Aareal Bank thus maintained its long-term funding inventory at a high level: total long-term refinancing as at 30 September 2018 amounted to € 21.4 billion (30 June 2018: € 21.0 billion).
Aareal Bank continues to have a very solid capital base. As at 30 September 2018, the Bank’s Common Equity Tier 1 (CET1) ratio was 20.8 %, which is comfortable on an international level, and the Total Capital Ratio was 32.6 %. The CET1 ratio determined on the basis of the Basel Committee's final framework – the estimated so-called 'Basel IV' ratio, which is relevant for capital planning – was 13.4 %.
Notes to Group financial performance
Net interest income for the third quarter of 2018 was € 131 million (Q3 2017: € 144 million). The year-on-year decline was attributable, in particular, to the portfolio reduction in the previous year, due to the planned reduction of WestImmo and Corealcredit portfolios. The net derecognition gain declined to € 5 million (Q3 2017: € 20 million), due to lower effects from early loan repayments. Net interest income (including net derecognition gain) totalled € 416 million for the first nine months of the financial year (9m 2017: € 486 million).
Loss allowance of € 14 million was lower than the previous year's figure (Q3 2017: € 26 million), bringing the figure for the first nine months of the year to € 33 million (9m 2017: € 53 million).
Net commission income of € 51 million improved on the previous year's figure (Q3 2018: € 48 million), bringing net commission income for the first nine months of the year to € 152 million (9m 2017: € 145 million). The increase was due, in particular, to higher sales revenue posted by Aareon.
The net gain or loss from financial instruments (fvpl) and from hedge accounting totalled € 1 million (Q3 2017: € 11 million). The net figure for the first nine months of the year was € -3 million (9m 2017: € 8 million); this was largely attributable to exchange rate fluctuations and changes in the measurement of hedging derivatives.
Consolidated administrative expenses declined to € 107 million in the third quarter (Q3 2017: € 120 million), and to € 344 million for the first nine months of the year (9m 2017: € 388 million). Specifically, measures adopted within the scope of "Aareal 2020" contributed to this expected decrease in administrative expenses.

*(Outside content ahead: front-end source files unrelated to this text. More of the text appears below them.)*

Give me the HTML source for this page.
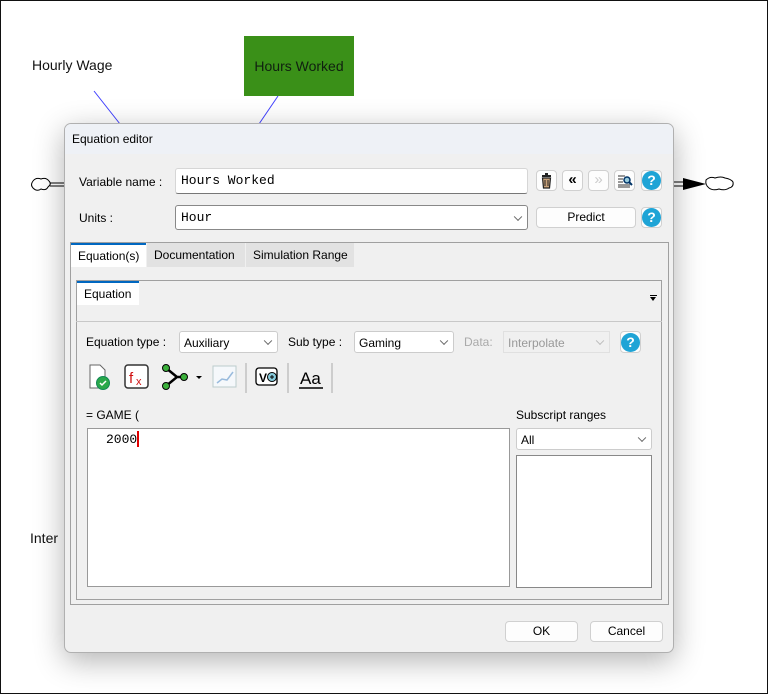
<!DOCTYPE html>
<html><head><style>
*{box-sizing:border-box;margin:0;padding:0}
body{width:769px;height:695px;background:#fff;position:relative;overflow:hidden;font-family:"Liberation Sans",sans-serif;font-size:12px;color:#000}
.a{position:absolute}
.frame{left:0;top:0;width:768px;height:694px;border:1.5px solid #111}
.t{white-space:nowrap}
.inp{background:#fff;border:1px solid #c8c8c8;border-bottom:1px solid #888;border-radius:3px}
.btn{background:#fdfdfd;border:1px solid #d0d0d0;border-radius:4px;text-align:center}
.mono{font-family:"Liberation Mono",monospace;font-size:13px}
.chev{position:absolute;right:6px;top:50%;width:6px;height:6px;border-right:1px solid #666;border-bottom:1px solid #666;transform:translateY(-70%) rotate(45deg)}
.help{width:19px;height:19px;border-radius:50%;background:#1fa4d6;color:#fff;font-weight:bold;font-size:14px;text-align:center;line-height:19px;position:absolute;left:1px;top:1px}
</style></head><body>
<div class="a frame"></div>
<div class="a t" style="left:32px;top:57px;font-size:14px;color:#111">Hourly Wage</div>
<div class="a" style="left:244px;top:36px;width:110px;height:60px;background:#3a9018;color:#102010;font-size:14px;line-height:60px;text-align:center">Hours Worked</div>
<svg class="a" style="left:0;top:0" width="769" height="695">
<line x1="94" y1="91" x2="120" y2="124" stroke="#4040ff"/>
<line x1="278" y1="96" x2="259" y2="124" stroke="#4040ff"/>
<path d="M33 181 q3-4 8-2 q5-2 8 2 q3 3 -1 6 q-2 4-7 2 q-4 3-8-1 q-3-3 0-7z" fill="#fff" stroke="#000"/>
<line x1="50" y1="183" x2="64" y2="183" stroke="#000"/><line x1="50" y1="186" x2="64" y2="186" stroke="#000"/>
<line x1="674" y1="182" x2="684" y2="182" stroke="#000"/><line x1="674" y1="186" x2="684" y2="186" stroke="#000"/>
<path d="M683 178 L706 184 L683 190z" fill="#000"/>
<path d="M706 180 q4-4 9-2 q6-2 10 0 q6 1 8 4 q1 5-4 6 q-4 3-10 1 q-6 2-10-1 q-4-3-3-8z" fill="#fff" stroke="#000"/>
<text x="30" y="543" font-family="Liberation Sans" font-size="14" fill="#111">Inter</text>
</svg>
<div class="a" style="left:64px;top:123px;width:610px;height:530px;background:#f0f0f0;border:1px solid #b0b0b0;border-radius:7px;box-shadow:0 8px 30px rgba(0,0,0,.3);overflow:hidden">
 <div class="a" style="left:0;top:0;width:610px;height:30px;background:#eef1f6"></div>
 <div class="a t" style="left:7px;top:8px;font-size:12px">Equation editor</div>
</div>
<div class="a t" style="left:79px;top:175px">Variable name :</div>
<div class="a inp mono" style="left:175px;top:168px;width:353px;height:26px;padding:4px 5px;border-color:#d6d6d6;border-bottom-color:#777">Hours Worked</div>
<div class="a btn" style="left:536px;top:170px;width:21px;height:21px">
 <svg width="19" height="19"><rect x="5" y="4" width="9" height="2" fill="#222"/><rect x="8" y="2" width="3" height="2" fill="#222"/><path d="M5.5 7h8l-1 10h-6z" fill="#c9a27a" stroke="#222" stroke-width="1.2"/><path d="M8 9v6M11 9v6" stroke="#222"/></svg></div>
<div class="a btn" style="left:562px;top:170px;width:21px;height:21px;font-size:15px;line-height:18px;font-weight:bold">«</div>
<div class="a btn" style="left:588px;top:170px;width:21px;height:21px;font-size:15px;line-height:18px;color:#ccc">»</div>
<div class="a btn" style="left:614px;top:170px;width:21px;height:21px">
 <svg width="19" height="19"><path d="M3 5h7M3 8h5M3 11h5M3 14h12M3 16h12" stroke="#333"/><circle cx="12" cy="9" r="3" fill="#9cd" stroke="#036" stroke-width="1.5"/><line x1="14" y1="11" x2="17" y2="14" stroke="#036" stroke-width="2"/></svg></div>
<div class="a btn" style="left:641px;top:170px;width:21px;height:21px"><div class="help" style="left:0;top:0">?</div></div>
<div class="a t" style="left:79px;top:211px">Units :</div>
<div class="a inp mono" style="left:175px;top:205px;width:353px;height:25px;padding:4px 5px;border-color:#888">Hour<span class="chev"></span></div>
<div class="a btn" style="left:536px;top:207px;width:100px;height:21px;line-height:19px">Predict</div>
<div class="a btn" style="left:641px;top:207px;width:21px;height:21px"><div class="help" style="left:0;top:0">?</div></div>
<div class="a" style="left:70px;top:242px;width:599px;height:363px;border:1px solid #a0a0a0"></div>
<div class="a t" style="left:71px;top:243px;width:75px;height:24px;background:#fff;border-top:2px solid #0067c0;padding:4px 0 0 7px">Equation(s)</div>
<div class="a t" style="left:147px;top:243px;width:98px;height:24px;background:#e2e2e2;padding:5px 0 0 7px">Documentation</div>
<div class="a t" style="left:246px;top:243px;width:108px;height:24px;background:#e2e2e2;padding:5px 0 0 7px">Simulation Range</div>
<div class="a" style="left:76px;top:280px;width:586px;height:320px;border:1px solid #a0a0a0"></div>
<div class="a t" style="left:77px;top:281px;width:62px;height:24px;background:#fff;border-top:2px solid #0067c0;padding:4px 0 0 7px">Equation</div>
<div class="a" style="left:650px;top:297px;width:0;height:0;border-left:3.5px solid transparent;border-right:3.5px solid transparent;border-top:4px solid #000"></div>
<div class="a" style="left:650px;top:295px;width:7px;height:1px;background:#000"></div>
<div class="a" style="left:76px;top:321px;width:586px;height:1px;background:#c8c8c8"></div>
<div class="a t" style="left:86px;top:335px">Equation type :</div>
<div class="a inp" style="left:179px;top:331px;width:99px;height:22px;padding:4px;border-color:#ccc">Auxiliary<span class="chev"></span></div>
<div class="a t" style="left:288px;top:335px">Sub type :</div>
<div class="a inp" style="left:354px;top:331px;width:100px;height:22px;padding:4px;border-color:#ccc">Gaming<span class="chev"></span></div>
<div class="a t" style="left:464px;top:335px;color:#aaa">Data:</div>
<div class="a" style="left:503px;top:331px;width:107px;height:22px;padding:4px;color:#999;background:#f0f0f0;border:1px solid #e0e0e0">Interpolate<span class="chev" style="border-color:#bbb"></span></div>
<div class="a btn" style="left:620px;top:331px;width:21px;height:22px"><div class="help" style="left:0;top:1px">?</div></div>
<svg class="a" style="left:80px;top:355px" width="270" height="45">
<path d="M10 10h10l5 5v18h-15z" fill="#fff" stroke="#666"/>
<circle cx="23" cy="28" r="6.5" fill="#2aa84a" stroke="#185"/><path d="M20 28l2 2 4-4" stroke="#fff" fill="none" stroke-width="1.5"/>
<rect x="45" y="10" width="23" height="23" rx="3" fill="#fff" stroke="#333" stroke-width="1.5"/>
<text x="49" y="28" font-family="Liberation Sans" font-size="15" fill="#d01010">f</text><text x="56" y="30" font-family="Liberation Sans" font-size="11" fill="#d01010">x</text>
<path d="M86 13 L97 22 L86 31 M97 22 H104" stroke="#000" stroke-width="2.5" fill="none"/>
<circle cx="86" cy="13" r="3.5" fill="#3bb03b" stroke="#000"/><circle cx="86" cy="31" r="3.5" fill="#3bb03b" stroke="#000"/><circle cx="104" cy="22" r="3.5" fill="#3bb03b" stroke="#000"/>
<path d="M116 21h6l-3 3z" fill="#000"/>
<rect x="133" y="11" width="23" height="21" fill="#f5f8fb" stroke="#bcc"/><path d="M137 28l5-4 5 1 6-8" stroke="#9bd" fill="none" stroke-width="1.5"/>
<line x1="166" y1="8" x2="166" y2="38" stroke="#aaa"/>
<rect x="176" y="13" width="21" height="17" rx="3" fill="#fff" stroke="#000" stroke-width="1.3"/>
<text x="179" y="27" font-family="Liberation Sans" font-size="12" font-weight="bold">V</text>
<circle cx="192" cy="22" r="4.5" fill="#8cd" stroke="#000"/><path d="M190 22h4M192 20v4" stroke="#000"/>
<line x1="208" y1="8" x2="208" y2="38" stroke="#aaa"/>
<text x="220" y="29" font-family="Liberation Sans" font-size="17">Aa</text><line x1="219" y1="33" x2="243" y2="33" stroke="#000" stroke-width="1.5"/>
<line x1="252" y1="8" x2="252" y2="38" stroke="#aaa"/>
</svg>
<div class="a t" style="left:86px;top:408px">= GAME (</div>
<div class="a t" style="left:516px;top:408px">Subscript ranges</div>
<div class="a" style="left:87px;top:428px;width:423px;height:159px;background:#fff;border:1px solid #999"></div>
<div class="a mono" style="left:106px;top:432px">2000</div>
<div class="a" style="left:137px;top:431px;width:2px;height:16px;background:#e00000"></div>
<div class="a inp" style="left:516px;top:428px;width:136px;height:22px;padding:4px 4px;border-color:#ccc">All<span class="chev"></span></div>
<div class="a" style="left:516px;top:455px;width:136px;height:133px;background:#fff;border:1px solid #888"></div>
<div class="a btn" style="left:505px;top:621px;width:73px;height:21px;line-height:19px">OK</div>
<div class="a btn" style="left:590px;top:621px;width:73px;height:21px;line-height:19px">Cancel</div>
</body></html>
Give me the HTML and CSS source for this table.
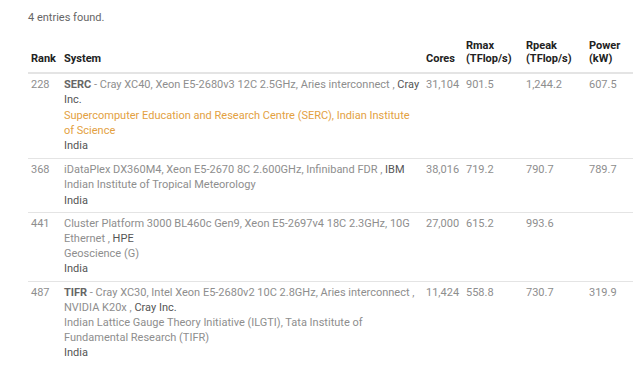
FILE: index.html
```html
<!DOCTYPE html>
<html>
<head>
<meta charset="utf-8">
<link rel="stylesheet" href="styles.css">
</head>
<body>
<div class="page">
  <p class="count">4 entries found.</p>
  <table class="list">
    <colgroup>
      <col class="c-rank"><col class="c-sys"><col class="c-cores"><col class="c-rmax"><col class="c-rpeak"><col class="c-power">
    </colgroup>
    <thead>
      <tr><th>Rank</th><th>System</th><th>Cores</th><th>Rmax<br>(TFlop/s)</th><th>Rpeak<br>(TFlop/s)</th><th>Power<br>(kW)</th></tr>
    </thead>
    <tbody>
      <tr class="first">
        <td>228</td>
        <td><b class="name">SERC</b> - Cray XC40, Xeon E5-2680v3 12C 2.5GHz, Aries interconnect , <span class="maker">Cray Inc.</span><br><span class="site orange">Supercomputer Education and Research Centre (SERC), Indian Institute of Science</span><br><span class="country">India</span></td>
        <td>31,104</td><td>901.5</td><td>1,244.2</td><td>607.5</td>
      </tr>
      <tr>
        <td>368</td>
        <td>iDataPlex DX360M4, Xeon E5-2670 8C 2.600GHz, Infiniband FDR , <span class="maker">IBM</span><br><span class="site">Indian Institute of Tropical Meteorology</span><br><span class="country">India</span></td>
        <td>38,016</td><td>719.2</td><td>790.7</td><td>789.7</td>
      </tr>
      <tr>
        <td>441</td>
        <td>Cluster Platform 3000 BL460c Gen9, Xeon E5-2697v4 18C 2.3GHz, 10G Ethernet , <span class="maker">HPE</span><br><span class="site">Geoscience (G)</span><br><span class="country">India</span></td>
        <td>27,000</td><td>615.2</td><td>993.6</td><td></td>
      </tr>
      <tr>
        <td>487</td>
        <td><b class="name">TIFR</b> - Cray XC30, Intel Xeon E5-2680v2 10C 2.8GHz, Aries interconnect , NVIDIA K20x , <span class="maker">Cray Inc.</span><br><span class="site">Indian Lattice Gauge Theory Initiative (ILGTI), Tata Institute of Fundamental Research (TIFR)</span><br><span class="country">India</span></td>
        <td>11,424</td><td>558.8</td><td>730.7</td><td>319.9</td>
      </tr>
    </tbody>
  </table>
</div>
</body>
</html>
```
FILE: styles.css
```css
html, body {
  margin: 0;
  padding: 0;
  background: #fff;
}
.page {
  padding: 10px 7px 0 28px;
  font-family: Roboto, "Liberation Sans", sans-serif;
  font-size: 11px;
  line-height: 15.2px;
  color: #8e8e8e;
}
.count {
  margin: 0 0 14px 0;
  color: #666;
}
.list {
  width: 605px;
  border-collapse: collapse;
  table-layout: fixed;
}
.c-rank { width: 33px; }
.c-sys { width: 362px; }
.c-cores { width: 40px; }
.c-rmax { width: 60px; }
.c-rpeak { width: 63px; }
.c-power { width: 47px; }
.list th {
  text-align: left;
  vertical-align: bottom;
  font-weight: bold;
  color: #222;
  line-height: 13px;
  padding: 0 3px 7px 3px;
  border-bottom: 2px solid #e4e4e4;
  white-space: nowrap;
}
.list td {
  vertical-align: top;
  padding: 3px 3px 4px 3px;
  border-bottom: 1px solid #e4e4e4;
}
.list tr.first td {
  padding-bottom: 5px;
}
.list tbody tr:last-child td {
  border-bottom: none;
}
.name {
  color: #666;
  font-weight: bold;
}
.maker {
  color: #555;
}
.orange {
  color: #e3a13f;
}
.country {
  color: #555;
}
```
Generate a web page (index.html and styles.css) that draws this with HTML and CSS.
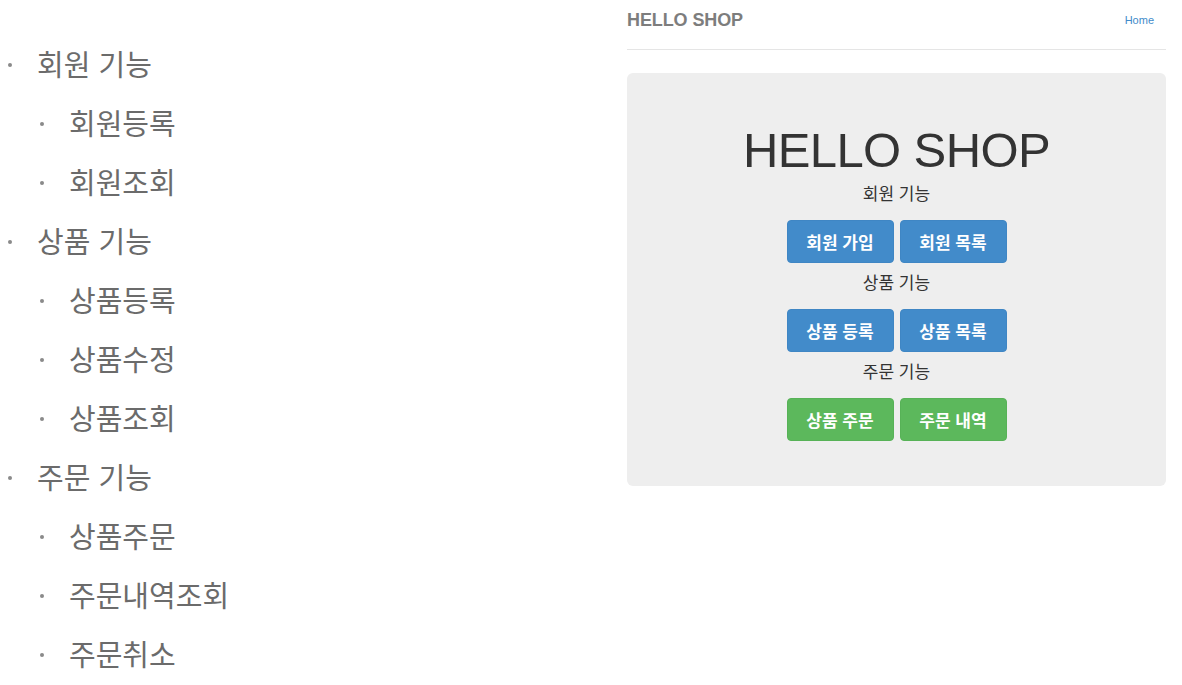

Net other operating income/expenses amounted to € 3 million (Q3 2017: € 5 million). The figure for the first nine months was € 11 million (9m 2017: € 64 million, including € 50 million arising from the reversal of provisions through profit or loss at a subsidiary).
On balance, consolidated operating profit for the third quarter amounted to € 70 million. Taking tax deductions of € 24 million into account, consolidated net income was € 46 million. After deduction of € 1 million in non-controlling interest income, and assumed pro-rata net interest payable on the AT1 bond of € 4 million, consolidated net income allocated to ordinary shareholders of Aareal Bank AG amounted to € 41 million (Q3 2017: € 47 million).
Aareal Bank Group's consolidated operating profit for the first nine months of the financial year totalled € 199 million (9m 2017: € 262 million). Taking tax deductions of € 68 million into account, consolidated net income was € 131 million. After deduction of € 2 million in non-controlling interest income, and assumed pro-rata net interest payable on the AT1 bond of € 12 million, consolidated net income allocated to ordinary shareholders of Aareal Bank AG amounted to € 117 million (9m 2017: € 147 million).
Outlook: Raised earnings guidance affirmed, new business target raised
Aareal Bank Group does not anticipate any fundamental changes to the challenging market and competitive environment for the remainder of the year. Following its successful performance during the first nine months of the year, the Bank affirms its earnings forecast for the full year 2018, which it had raised in September, in connection with the agreed acquisition of Düsseldorfer Hypothekenbank AG.
Whilst net interest income is developing in line with projections, net derecognition gain has been markedly lower than original estimates, as well as lower year-on-year, driven by the market. Accordingly, from today's perspective, achieving net interest income (including net derecognition gain) in the projected range between € 570 million and € 610 million for the full year 2018 will be difficult. However, as an offsetting effect, administrative expenses are highly likely to be slightly below the projected range of € 470 million to € 500 million.
Loss allowance is expected to be in a range between € 50 million and € 80 million. Net commission income is projected to increase to between € 215 million and € 235 million compared to last years figure.
Aareal Bank continues to anticipate consolidated operating profit of between € 312 million and € 352 million for the current year, including the expected positive one-off effect (negative goodwill) from the acquisition of Düsseldorfer Hypothekenbank, in the amount of approx. € 52 million – provided that the purchase, agreed upon in September, will be closed in the current year, as planned. The Bank expects RoE before taxes of between 11.5 per cent and 13 per cent for the current financial year, with earnings per share between € 3.47 and € 3.87. Adjusted for non-recurring income from the acquisition of Düsseldorfer Hypothekenbank, Aareal Bank envisages RoE before taxes of between 9.5 per cent and 11.0 per cent. The Bank affirms its medium-term target RoE of around 12 per cent before taxes.
The aggregate credit portfolio in the Structured Property Financing segment is projected to stand at between € 25 billion and € 28 billion by the end of 2018, subject to currency fluctuations. The Bank now projects new business volume for the current year in a range between € 8 billion and € 9 billion (previously: between € 7 billion and € 8 billion). In the Consulting/Services segment, Aareal Bank expects its IT subsidiary Aareon to contribute approximately € 37 million to € 38 million to consolidated operating profit.